No more rain arrived and the sun actually came out. I kept editing.

And I kept on editing. I ended up spending almost six hours pulling clematis from the sunny utility meadow for the most part. That is how much of it there is. After four years of continuous eradication there is certainly a whole lot less, but it ain't gone yet.

Granted I was moving at a leisurely pace and may have been distracted a few times. I had already picked up the trash along a half mile stretch of the scenic byway before I even started editing. There was no hurry. I have the rest of my life to edit. I just want to get the clematis out now.
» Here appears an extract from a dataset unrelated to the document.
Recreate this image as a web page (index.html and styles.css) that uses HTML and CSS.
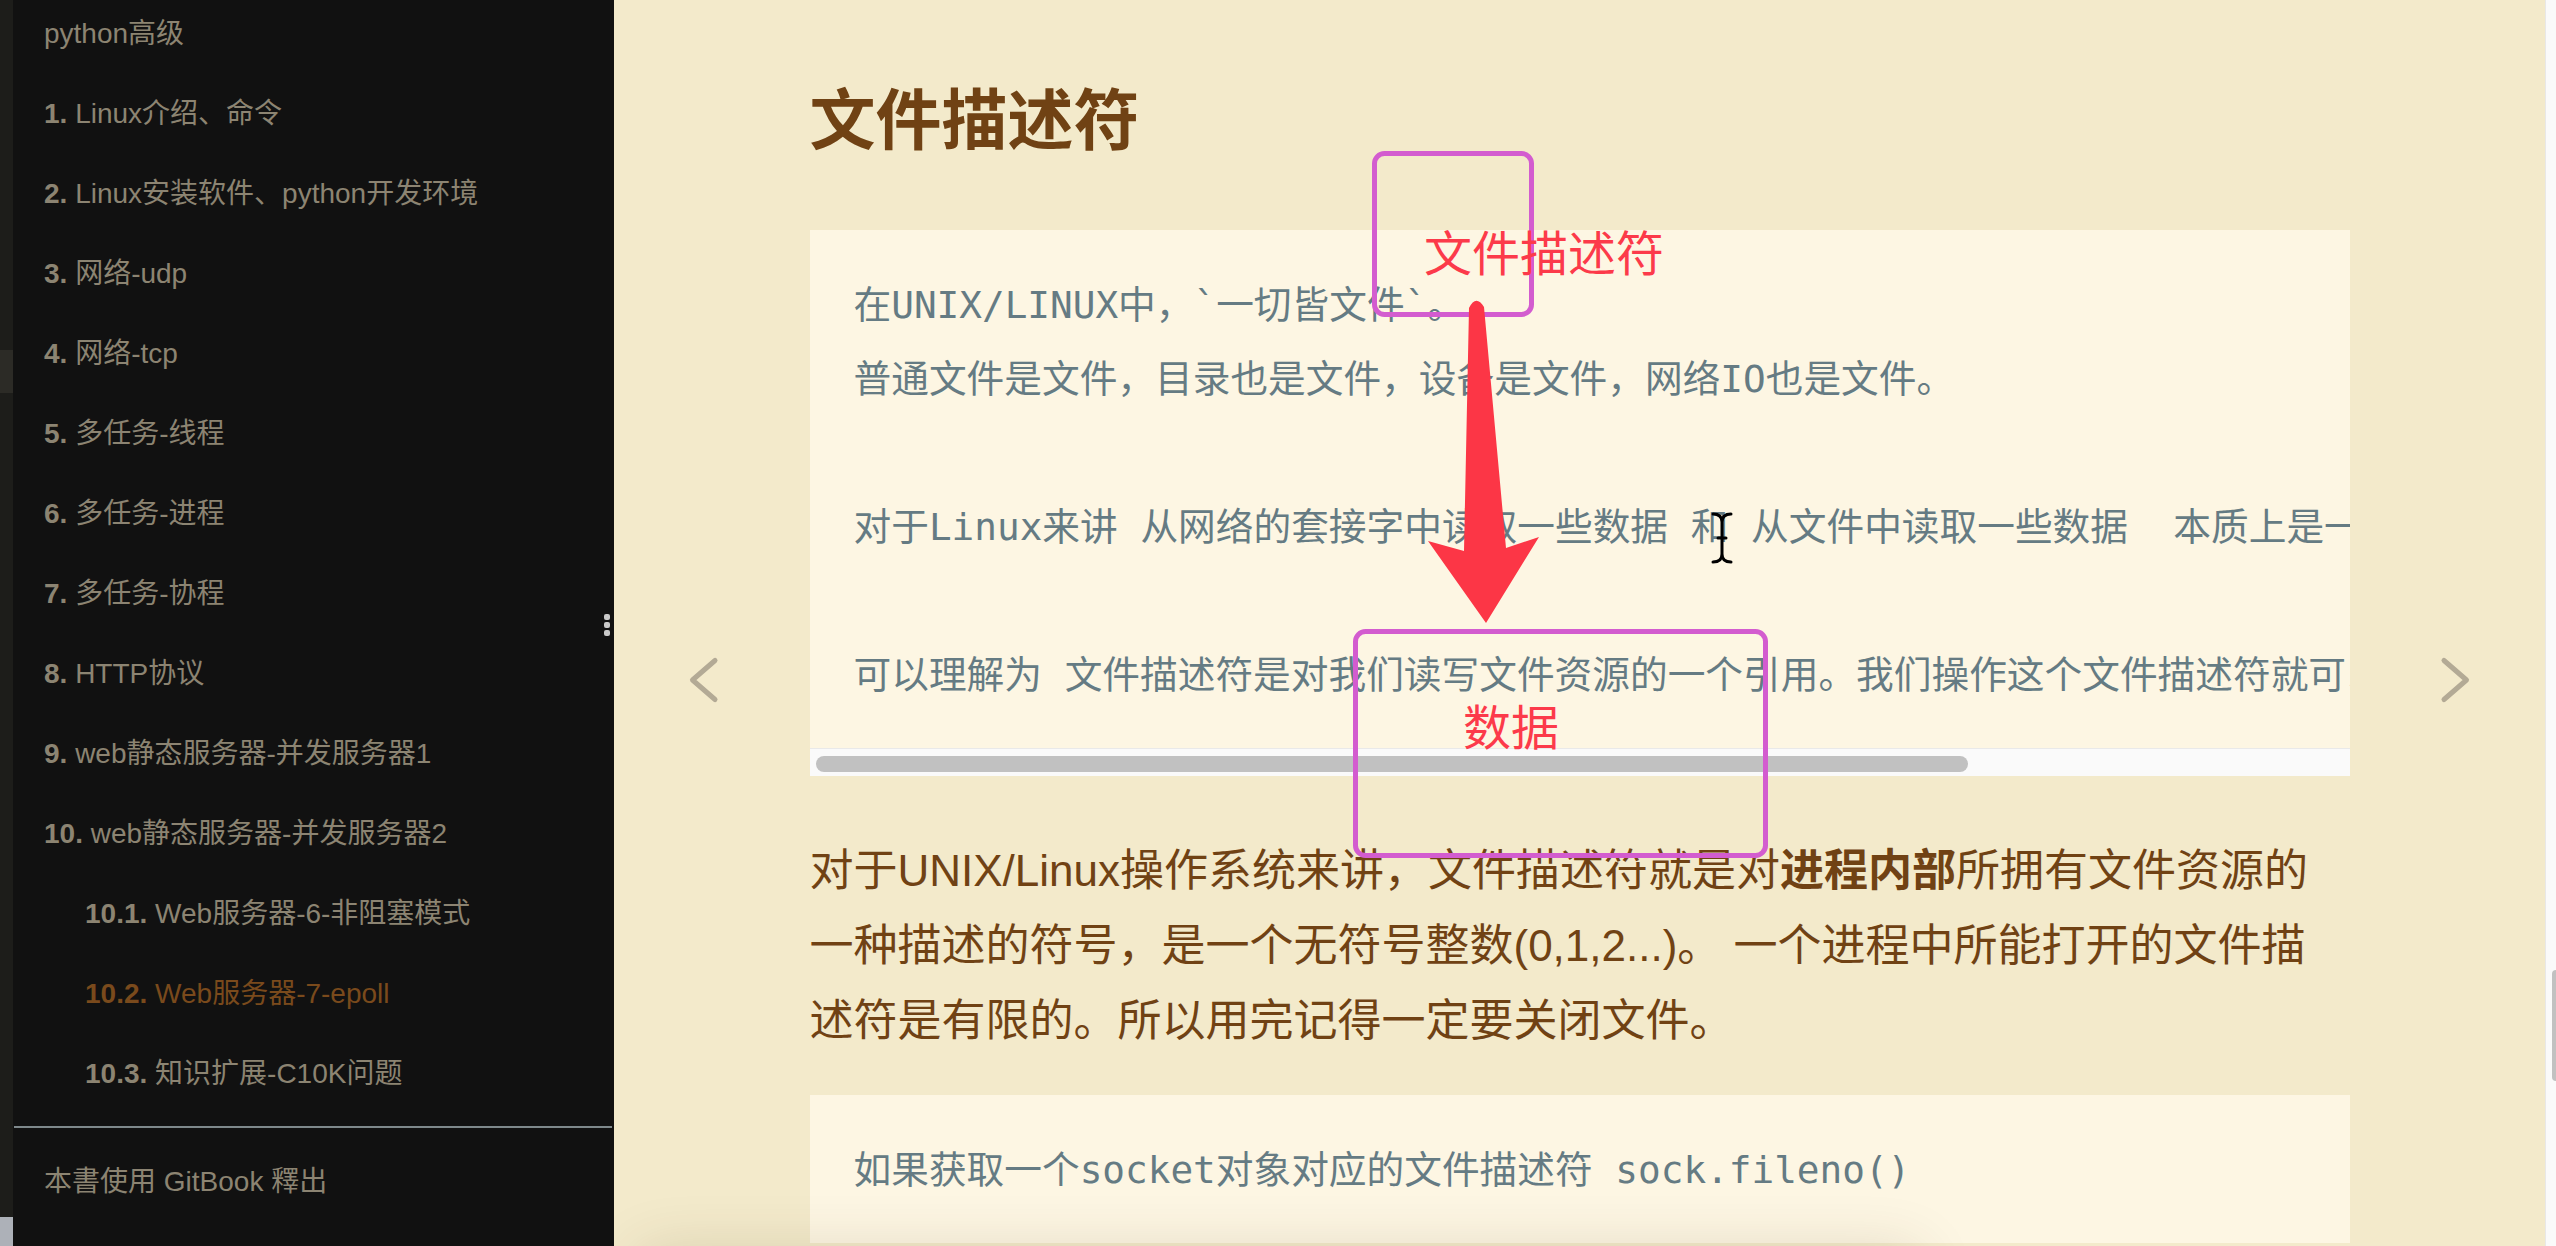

I can save the easy weeds for my decrepitude.

There is another reason of course. Left undisturbed the clematis forms a thick smothering mat that inhibits most every thing else. Goldenrod is about the only thing that can penetrate it.

Goldenrod is fine enough, but I want more colors, more species and a longer bloom time than two weeks of yellow.

When I edit nature fills in behind me and I have been assisting by tossing copious quantities of wildflower seeds into the sunny utility meadow. I often gather seeds in my deadheading chores in the gardens I tend.

I want to see this, violets in the spring, not a mat of clematis.

There are a few chores involved in the making a botanical wonderland.

Friday, April 24, 2015

Dreamlands Two

Between work at the Inn and dealing with three bodies of pond scum, I have had to sneak in some quality tending time in the gardens at the Posh Estate. The woodland garden is coming along nicely in its second spring.

I have been applying lessons learned in a wild woodland garden to the more cultivated one, that is, edit out what I know I don't want in there and leave the rest. Interesting things show up all the time.

How cool is this? I forget what fern this is at the moment, but I liked them enough to plant some in the woodland garden at the Posh Estate.

I foraged this Clintonia, soon to find out which species, from the deep forest. I should go foraging in the forest there for the woodland garden. I feel quite certain I would find some interesting garden worthy plants.

From one dreamland to another with two cats in the yard, sometimes three.